March 10, 2014 at 4:35 pm

The US State Department’s lead envoy to the Palestinian-Israeli negotiations, Martin Indyk, has revealed that the proposed US framework agreement will allow 70-80 per cent of the Israeli settlers to remain in their homes under Israeli sovereignty.


Israel’s Haaretz newspaper said that Indyk held a meeting with American Jews on Thursday, telling the participants that the US intends to propose the agreement within the coming weeks and explaining that the leaders on both sides will not be surprised by its contents because it has been drafted following several consultations with them.
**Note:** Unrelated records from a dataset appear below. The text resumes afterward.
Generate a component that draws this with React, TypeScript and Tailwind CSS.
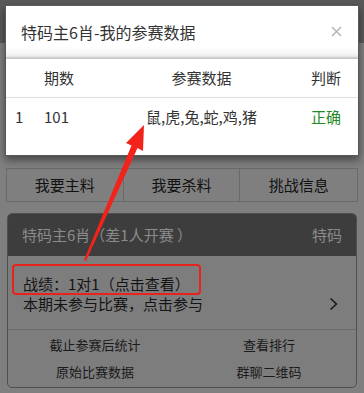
const font = { fontFamily: '"Noto Sans CJK SC", "Noto Sans", sans-serif' };

type Row = { idx: number; period: string; data: string; ok: boolean };

const rows: Row[] = [{ idx: 1, period: "101", data: "鼠,虎,兔,蛇,鸡,猪", ok: true }];

function Chevron() {
  return (
    <svg width="9" height="14" viewBox="0 0 9 14">
      <polyline points="1.5,1.5 7.5,7 1.5,12.5" fill="none" stroke="#111" strokeWidth="1.4" />
    </svg>
  );
}

function DataModal() {
  return (
    <div className="absolute left-[5px] top-[5px] w-[354px] bg-white border border-[#5a5a5a] shadow-[0_4px_8px_rgba(0,0,0,0.45)]">
      <div className="h-[52px] flex items-center justify-between pl-[15px] pr-[16px] border-b border-[#dcdcdc] bg-gradient-to-b from-white from-80% to-[#f1f1f1]">
        <span className="text-[16px] text-[#333]">特码主6肖-我的参赛数据</span>
        <svg width="11" height="11" viewBox="0 0 11 11">
          <path d="M1 1L10 10M10 1L1 10" stroke="#b8b8b8" strokeWidth="1.6" />
        </svg>
      </div>
      <div className="border-t border-[#c8c8c8] shadow-[0_-2px_3px_rgba(0,0,0,0.08)] pb-[19px] text-[15px] text-[#333]">
        <div className="h-[39px] flex items-center px-[9px] border-b border-[#dedede]">
          <span className="w-[29px]"></span>
          <span className="w-[70px]">期数</span>
          <span className="flex-1 text-center">参赛数据</span>
          <span className="w-[60px] text-right pr-[8px]">判断</span>
        </div>
        {rows.map((r) => (
          <div key={r.idx} className="h-[38px] flex items-center px-[9px]">
            <span className="w-[29px]">{r.idx}</span>
            <span className="w-[70px]">{r.period}</span>
            <span className="flex-1 text-center">{r.data}</span>
            <span className="w-[60px] text-right pr-[8px] text-[#1f8a24]">{r.ok ? "正确" : "错误"}</span>
          </div>
        ))}
      </div>
    </div>
  );
}

function Arrow() {
  return (
    <svg className="absolute left-0 top-0 pointer-events-none" width="364" height="393" viewBox="0 0 364 393">
      <polygon
        points="144,125 143,151 137.5,148 86,261 84,260 131.5,145.5 126,143"
        fill="#f2231b"
      />
    </svg>
  );
}

export default function App() {
  return (
    <div className="relative w-[364px] h-[393px] overflow-hidden bg-[#7f7f7f]" style={font}>
      <div className="h-[43px] bg-[#595959]"></div>
      <div className="px-[6px] pt-[125px]">
        <div className="grid grid-cols-3 h-[34px] border border-[#6a6a6a] text-[15px] text-[#111]">
          <div className="flex items-center justify-center border-r border-[#6a6a6a]">我要主料</div>
          <div className="flex items-center justify-center border-r border-[#6a6a6a]">我要杀料</div>
          <div className="flex items-center justify-center">挑战信息</div>
        </div>

        <div className="mt-[11px] mx-[1px] rounded-[5px] border border-[#4f4f4f] overflow-hidden bg-[#7d7d7d]">
          <div className="h-[42px] bg-[#3d3d3d] flex items-center justify-between pl-[14px] pr-[14px] text-[15px] text-[#8b8b8b]">
            <span>特码主6肖（差1人开赛 ）</span>
            <span>特码</span>
          </div>
          <div className="pt-[8px] pb-[16px] pl-[4px] pr-[18px] text-[15px] text-[#141414]">
            <div className="w-[189px] border-2 border-[#e8231c] rounded-[4px] pt-[9px] pl-[9px] leading-[18px]">
              战绩：1对1（点击查看）
            </div>
            <div className="flex items-center justify-between pl-[11px] leading-[18px]">
              <span>本期未参与比赛，点击参与</span>
              <Chevron />
            </div>
          </div>
          <div className="border-t border-[#6b6b6b] grid grid-cols-2 pt-[1px] pb-[2px] text-[13px] text-[#1a1a1a]">
            <div className="h-[27px] flex items-center justify-center">截止参赛后统计</div>
            <div className="h-[27px] flex items-center justify-center">查看排行</div>
            <div className="h-[27px] flex items-center justify-center">原始比赛数据</div>
            <div className="h-[27px] flex items-center justify-center">群聊二维码</div>
          </div>
        </div>
      </div>

      <DataModal />
      <Arrow />
    </div>
  );
}
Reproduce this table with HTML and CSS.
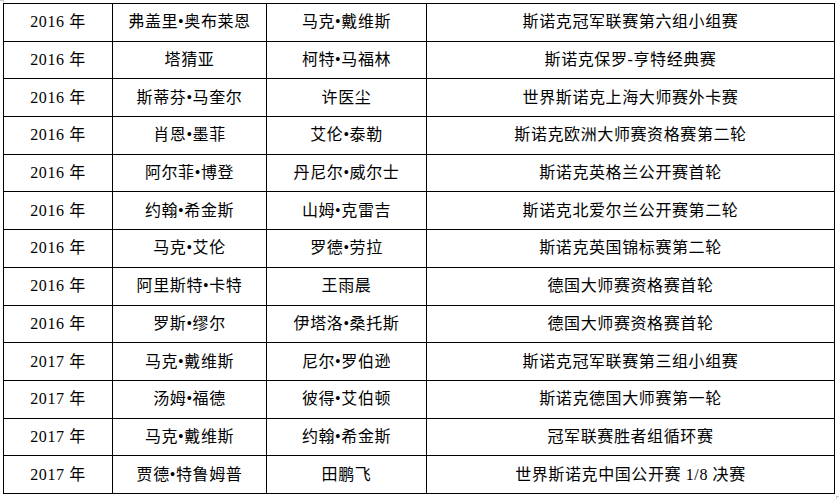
FILE: index.html
```html
<!DOCTYPE html>
<html lang="zh-CN">
<head>
<meta charset="utf-8">
<title>比赛记录</title>
<link rel="stylesheet" href="styles.css">
</head>
<body>
<span class="mark mark-tl"></span>
<table class="records">
  <colgroup>
    <col class="c-year">
    <col class="c-p1">
    <col class="c-p2">
    <col class="c-event">
  </colgroup>
  <tbody>
    <tr><td>2016 年</td><td>弗盖里•奥布莱恩</td><td>马克•戴维斯</td><td>斯诺克冠军联赛第六组小组赛</td></tr>
    <tr><td>2016 年</td><td>塔猜亚</td><td>柯特•马福林</td><td>斯诺克保罗-亨特经典赛</td></tr>
    <tr><td>2016 年</td><td>斯蒂芬•马奎尔</td><td>许医尘</td><td>世界斯诺克上海大师赛外卡赛</td></tr>
    <tr><td>2016 年</td><td>肖恩•墨菲</td><td>艾伦•泰勒</td><td>斯诺克欧洲大师赛资格赛第二轮</td></tr>
    <tr><td>2016 年</td><td>阿尔菲•博登</td><td>丹尼尔•威尔士</td><td>斯诺克英格兰公开赛首轮</td></tr>
    <tr><td>2016 年</td><td>约翰•希金斯</td><td>山姆•克雷吉</td><td>斯诺克北爱尔兰公开赛第二轮</td></tr>
    <tr><td>2016 年</td><td>马克•艾伦</td><td>罗德•劳拉</td><td>斯诺克英国锦标赛第二轮</td></tr>
    <tr><td>2016 年</td><td>阿里斯特•卡特</td><td>王雨晨</td><td>德国大师赛资格赛首轮</td></tr>
    <tr><td>2016 年</td><td>罗斯•缪尔</td><td>伊塔洛•桑托斯</td><td>德国大师赛资格赛首轮</td></tr>
    <tr><td>2017 年</td><td>马克•戴维斯</td><td>尼尔•罗伯逊</td><td>斯诺克冠军联赛第三组小组赛</td></tr>
    <tr><td>2017 年</td><td>汤姆•福德</td><td>彼得•艾伯顿</td><td>斯诺克德国大师赛第一轮</td></tr>
    <tr><td>2017 年</td><td>马克•戴维斯</td><td>约翰•希金斯</td><td>冠军联赛胜者组循环赛</td></tr>
    <tr><td>2017 年</td><td>贾德•特鲁姆普</td><td>田鹏飞</td><td>世界斯诺克中国公开赛 1/8 决赛</td></tr>
  </tbody>
</table>
<span class="mark mark-br"></span>
</body>
</html>
```
FILE: styles.css
```css
html, body {
  margin: 0;
  padding: 0;
  background: #fff;
}

body {
  padding: 3px 0 0 3px;
  font-family: "Liberation Serif", "Noto Sans CJK SC", serif;
  font-size: 16px;
  color: #000;
}

.records {
  border-collapse: collapse;
  table-layout: fixed;
  width: 831px;
}

.c-year { width: 109px; }
.c-p1 { width: 154px; }
.c-p2 { width: 160px; }
.c-event { width: 408px; }

.records td {
  border: 1px solid #000;
  height: 36.7px;
  padding: 0;
  text-align: center;
  vertical-align: middle;
  line-height: 20px;
  letter-spacing: 0.6px;
  white-space: nowrap;
}

.mark {
  position: absolute;
  width: 3px;
  height: 2px;
  border-top: 1px solid #c8c8c8;
}

.mark-tl {
  left: 0;
  top: 0;
  border-right: 1px solid #c8c8c8;
  height: 1px;
}

.mark-br {
  left: 836px;
  top: 496px;
  border-left: 1px solid #c8c8c8;
}
```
Israeli newspaper the Jewish Telegraphic Agency (JTA) and US newspapers the Washington Post and the New York Times all published details of the meeting between Indyk and American Jewish leaders, during which Indyk pointed out that allowing the proposed framework agreement to come from the US permitted the leaders on both sides to distance themselves from internal political pressures. “There may be things we need to say because they can’t say them yet,” he remarked. He also said that Israel’s Prime Minister Benjamin Netanyahu and Palestinian Authority President Mahmoud Abbas will be able to accept the American document with reservations as the basis for a final deal until the end of 2014.

JTA quoted Indyk as saying that Abbas has not ruled out keeping the settlers in their homes as residents of any future Palestinian state.
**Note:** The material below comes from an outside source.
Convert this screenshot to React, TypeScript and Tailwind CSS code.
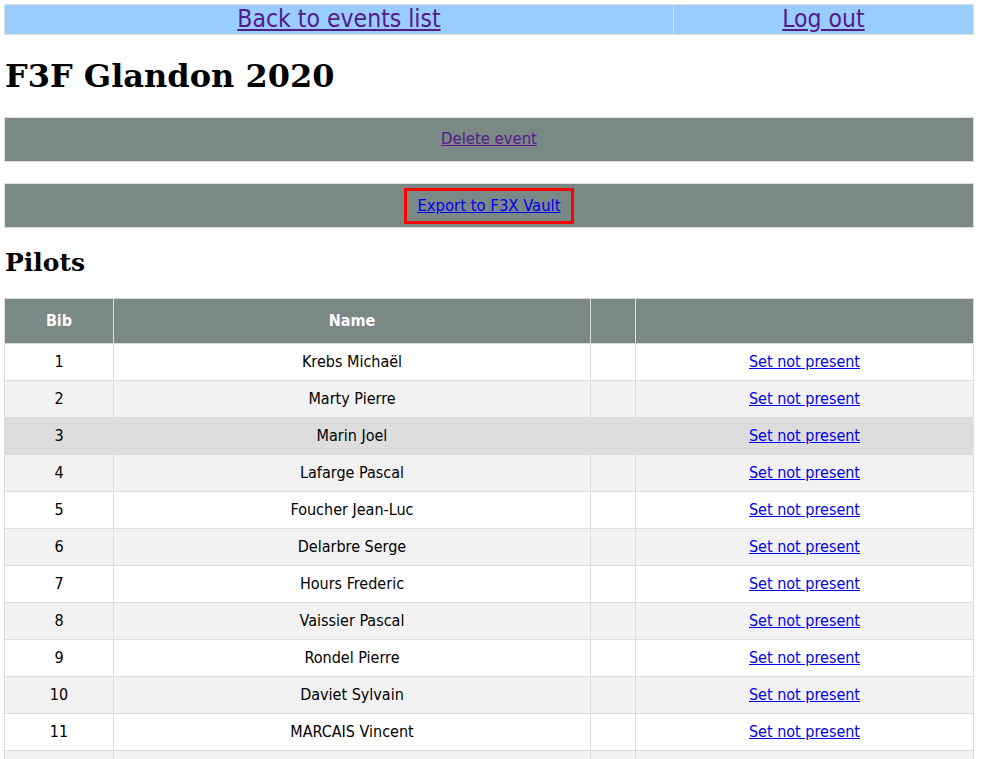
const pilots = [
  "Krebs Michaël",
  "Marty Pierre",
  "Marin Joel",
  "Lafarge Pascal",
  "Foucher Jean-Luc",
  "Delarbre Serge",
  "Hours Frederic",
  "Vaissier Pascal",
  "Rondel Pierre",
  "Daviet Sylvain",
  "MARCAIS Vincent",
];

const sans = "font-['DejaVu_Sans_Condensed','DejaVu_Sans',sans-serif]";

export default function App() {
  return (
    <div className={`min-h-screen bg-white px-[4px] pt-[4px] text-black ${sans}`}>
      <table className="w-[970px] table-fixed border-collapse">
        <colgroup>
          <col className="w-[669px]" />
          <col />
        </colgroup>
        <tbody>
          <tr className="h-[30px] bg-[#99ccff] text-[24.5px] leading-none">
            <td className="border border-[#dddddd] text-center">
              <a href="#" className="text-[#551a8b] underline">Back to events list</a>
            </td>
            <td className="border border-[#dddddd] text-center">
              <a href="#" className="text-[#551a8b] underline">Log out</a>
            </td>
          </tr>
        </tbody>
      </table>

      <h1 className="mt-[22px] mb-[22px] pl-[1px] font-['DejaVu_Serif',serif] text-[32px] font-bold leading-[38px]">
        F3F Glandon 2020
      </h1>

      <div className="flex h-[45px] w-[970px] items-center justify-center border border-[#dddddd] bg-[#7a8886] text-[16.5px]">
        <a href="#" className="text-[#551a8b] underline">Delete event</a>
      </div>

      <div className="mt-[21px] flex h-[45px] w-[970px] items-center justify-center border border-[#dddddd] bg-[#7a8886] text-[16.5px]">
        <a href="#" className="border-[3px] border-[#ff0000] px-[10px] py-[5px] leading-[20px] text-[#0000ee] underline">
          Export to F3X Vault
        </a>
      </div>

      <h2 className="mt-[20px] mb-[20px] pl-[1px] font-['DejaVu_Serif',serif] text-[25px] font-bold leading-[30px]">
        Pilots
      </h2>

      <table className="w-[970px] table-fixed border-collapse text-[16px]">
        <colgroup>
          <col className="w-[109px]" />
          <col className="w-[477px]" />
          <col className="w-[45px]" />
          <col />
        </colgroup>
        <thead>
          <tr className="h-[45px] bg-[#7a8886] font-bold text-white">
            <th className="border border-[#dddddd]">Bib</th>
            <th className="border border-[#dddddd]">Name</th>
            <th className="border border-[#dddddd]"></th>
            <th className="border border-[#dddddd]"></th>
          </tr>
        </thead>
        <tbody>
          {pilots.map((name, i) => (
            <tr
              key={name}
              className={`h-[37px] ${i === 2 ? "bg-[#dddddd]" : i % 2 === 1 ? "bg-[#f2f2f2]" : "bg-white"}`}
            >
              <td className="border border-[#dddddd] text-center">{i + 1}</td>
              <td className="border border-[#dddddd] text-center">{name}</td>
              <td className="border border-[#dddddd]"></td>
              <td className="border border-[#dddddd] text-center">
                <a href="#" className="text-[#0000ee] underline">Set not present</a>
              </td>
            </tr>
          ))}
          <tr className="h-[37px] bg-[#f2f2f2]">
            <td className="border border-[#dddddd]"></td>
            <td className="border border-[#dddddd]"></td>
            <td className="border border-[#dddddd]"></td>
            <td className="border border-[#dddddd]"></td>
          </tr>
        </tbody>
      </table>
    </div>
  );
}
According to Haaretz, Indyk noted that the agreement addresses issues like the security zone in the occupied Jordan Valley, offering many details; however, the issue of Jerusalem remains vague. The agreement also addresses compensating Palestinian refugees, as well as the Jewish refugees who immigrated to Israel, and refers to Israel as the nation state of the Jewish people and Palestine as the nation state of the Palestinian people.